Our “efficiency” side usually comes up with statements like that. But to be honest, that’s really the kind of question we would expect from Judas, the keeper of the purse. Jesus is not looking at this scene from the viewpoint of a bookkeeper. Instead he is looking at the hearts of the people involved. There is a huge difference between the humble gift of self and the self-serving donations of greedy hypocrites (such as the Scribes that Jesus was describing).
Seeing that poor widow, Jesus must have been reminded of his own mother, who was also a widow by that time. Mary did not hold anything back but gave her whole self to God, including her will – especially when she gave her unconditional “Yes” at the Incarnation. Her whole life was a donation to God!

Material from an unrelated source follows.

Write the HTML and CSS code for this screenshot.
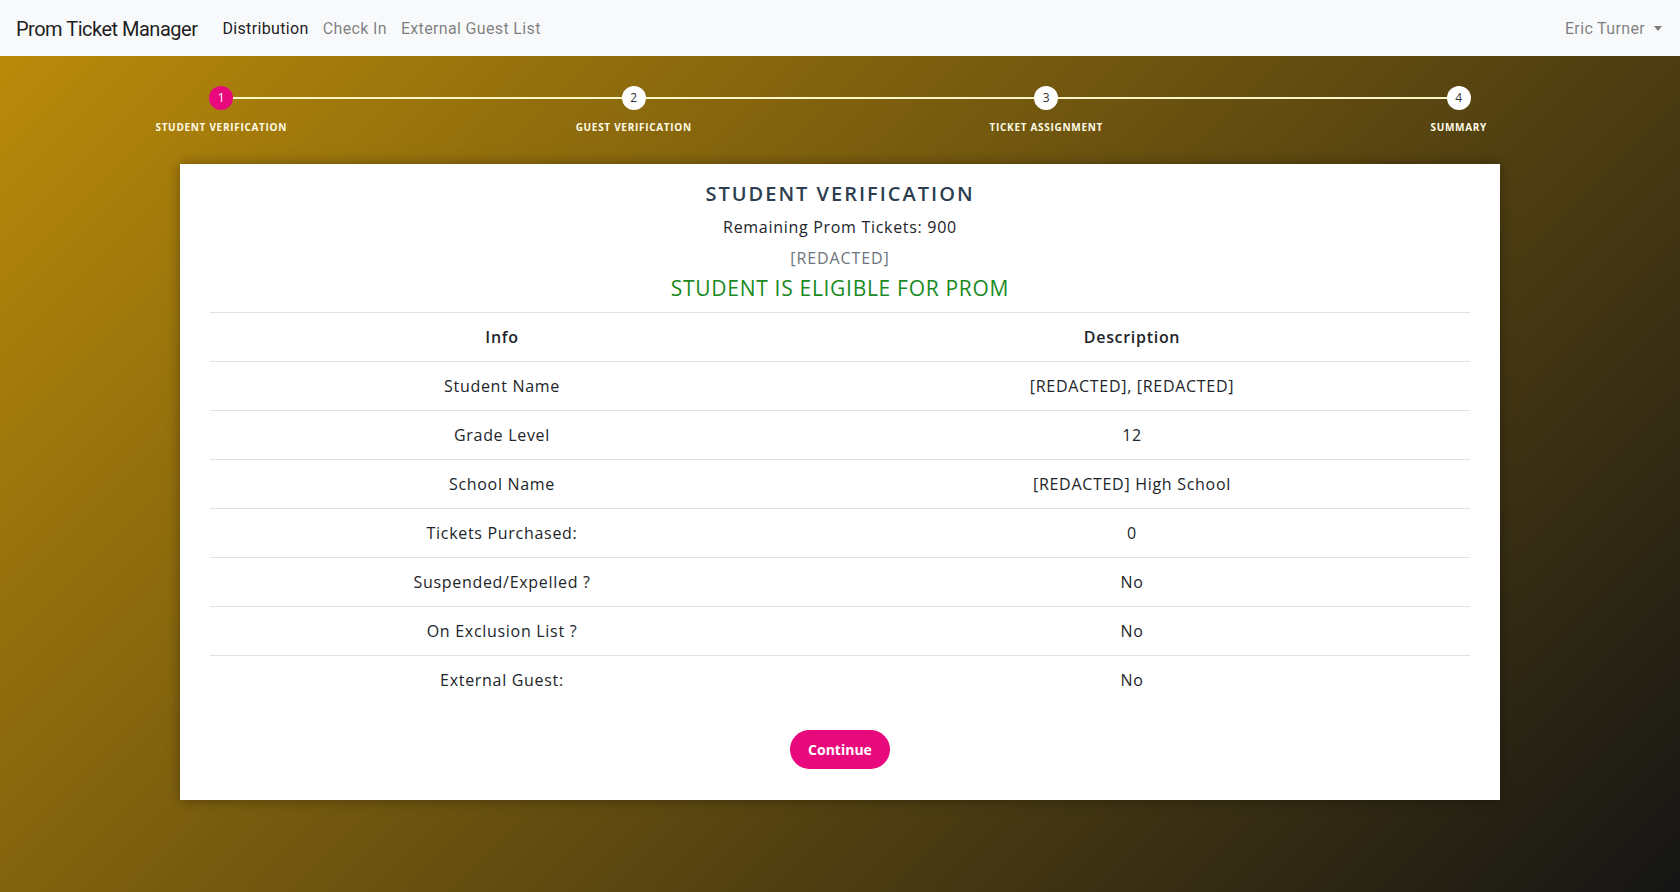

She gave her only son to the Father, presenting him in the Temple after his birth. She gave him to the world, for the world’s redemption at Calvary.
Compare your own “donation” to that of the two widows in today’s readings, and also that of Mary. Have you given yourself fully to Jesus? Were there strings attached? Can you become a ‘widow or “widower”’ trusting fully in God’s providence? What are your priorities?
There has been a lot in Federal Parliament and in the news media about Parliamentarians, their perks and so on, so I might be tempted to suggest what their motivations might be, but I will resist the urge. Jesus has made the point very clear. This gospel teaching is all about the interior motivations that guide our actions or inactions. The warning from Jesus is about how severe the judgement will be for those who make deceptive choices.
The Church’s love for the poor is modelled on Jesus’ love, and is a part of her constant tradition. It extends not only to material poverty, but also to the many forms of cultural and religious poverty. On the last day, our attitudes about our neighbour will reveal our acceptance or refusal of divine grace and love.